Con su habitual solicitud, la despachadora se aprestó a cargar el ejemplar de vistoso tamaño, cuando una de las compradoras solicitó que se la “calaran”, para decidir sobre la conveniencia de adquirirla. Después de todo, como dicen los chavos de ora, no está padre eso de arriesgarse a cierta edad a cargar hasta la casa una sandía desabrida, y nada satisface más que la cortesía que algunos comerciantes dispensan, para que el cliente decida la compra a su entera satisfacción. Por otro lado, tan considerada moción que no aplica en los supermercados, solo se consigue con los marchantes que nos distinguen con su trato personalizado y se extiende a que uno pueda adquirir solo la fracción requerida de, digamos, papaya, piña, col, tallos de apio, mezcla de lechugas y diversos vegetales que no vuelven obligatoria su adquisición por manojo.

La cosa es que, volviendo al caso de las damiselas en disputa, resultó que ambas depositaron la vista a un tiempo sobre el jugoso segmento que la vendedora acababa de partir, y no sé si sería el gélido viento del naciente otoño que tanto escozor provoca a las ancianas, o el derecho de preferencia que creyó tener la primera sobre la segunda, toda vez que fue ella quien la ordenó y expresó que quería la “mitad más grande” (¿qué porción de un entero es ésa?), cuando su inopinada contrincante ya le había puesto la mano encima. Miradas que matan y ardientes pupilas se entrecruzaron y las extremidades de ambas buscaron aprisionar lo que ya consideraban su respectiva posesión, dejando en libertad sendas lenguas para que se explayaran y dejaran en evidencia su mutuo irrespeto y deslustrada educación.

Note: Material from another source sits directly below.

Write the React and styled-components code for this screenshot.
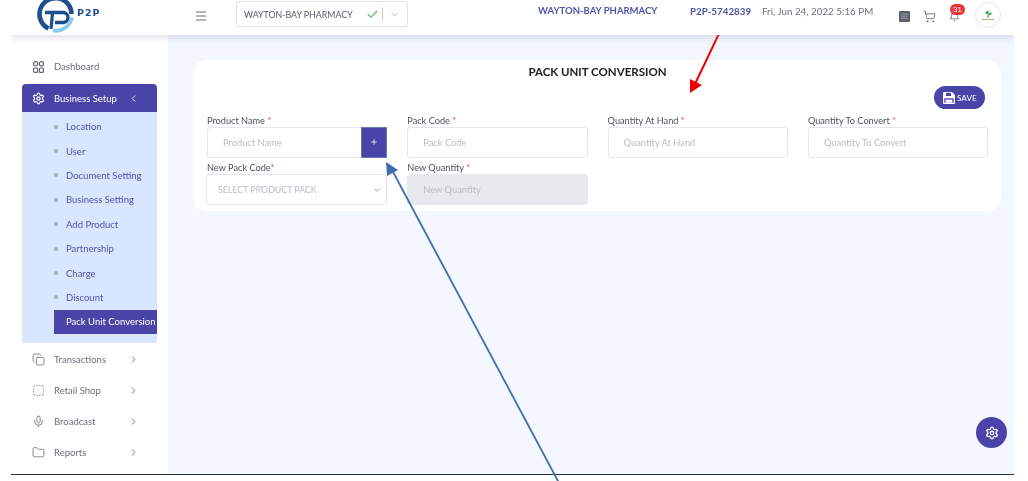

Cual si se tratara de la intervención del pacificador mayor, y como un acto que se antojó de justicia divina, en el jaleo la fruta de la discordia tomó su propio camino con rumbo al suelo, sobre el que azotó y desparramó algo así como siete porciones que hicieron las delicias del famélico can vegetariano que atinó a pasar por ahí y que acabó siendo el único que no pagó por el desaguisado que, el espontáneo concilio que nos aventamos semejante round, coincidimos sin que nadie requiriera nuestra opinión, en que el par de rijosas desvergonzadas debían cubrir el costo que la empleada no podría ni debía amortizar. Eso sí, a partes iguales, sin una mitad más grande que otra.